Kevin Jones 7,265 Reputation points Volunteer Moderator
2023-11-09T17:20:56+00:00

For months I kept seeing a message box asking me to tell OneDrive to "back up important PC folders to OneDrive". It was relentless and no matter how many times I declined (I have ample backup services already in place), I kept seeing the message at least once a day. I finally relented and turned on backup just to get the daily messaging to stop.

The next day all of my desktop files and shortcuts were gone and various apps and scripts dependent on files and file paths stopped working. After some detective work I discovered that OneDrive had moved ALL of my files to the OneDrive directory! OK, turning off backup should solve the problem, right? Nope. All of the files on my desktop remained missing and nothing was restored to its original locations.

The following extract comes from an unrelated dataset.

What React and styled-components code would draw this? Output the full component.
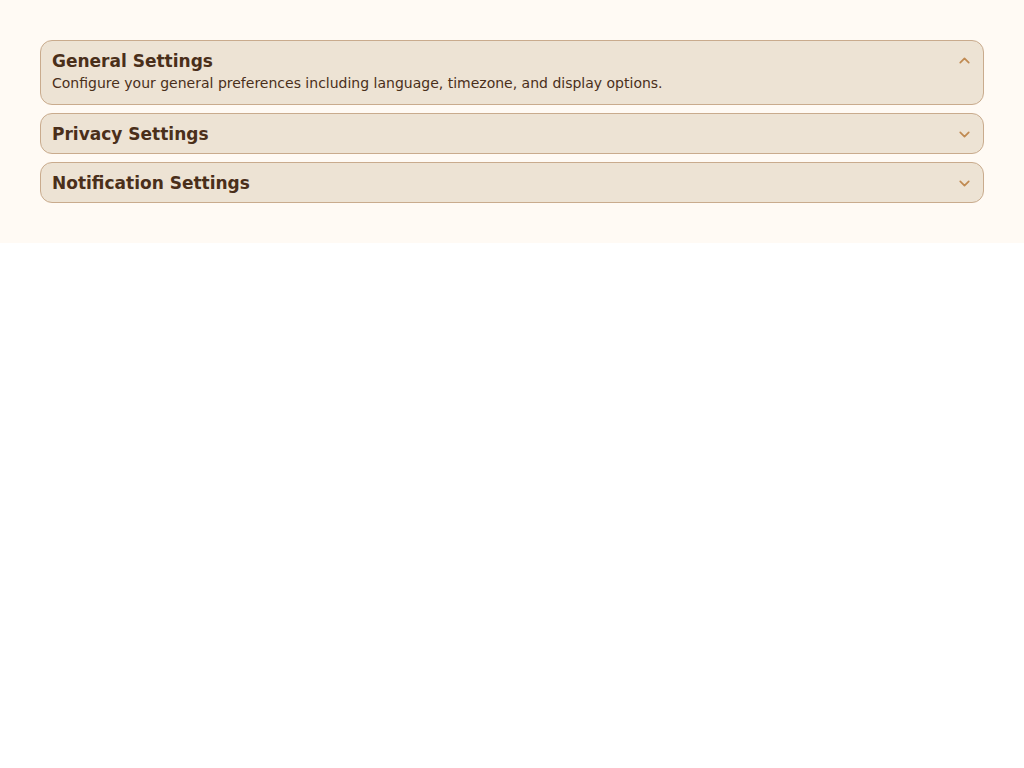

I then started moving files and folders from the OneDrive folder back to my documents and other folders only to find out that some files were in some strange "pending sync" state or just busy and could not be moved. Other files were already magically moved back to the original locations if they were used (Excel Add-Ins, Outlook PST files, SQL Server database files, etc.) Things were getting messy fast and my preferred backup and archiving scripts and applications were propagating the mess to my other drives.

After a few hours of work I have finally restored my files and folders to their previous state. Microsoft Support - yes, I called them at one point out of shear anger and frustration - told me to to turn off the "Notify me when syncing is paused" to stop the messaging - we'll see if that stops the annoying messaging.

Bottom line: Do not, under any circumstances, use OneDrive to backup your files. It's an unmitigated disaster and the people who designed this function should be fired.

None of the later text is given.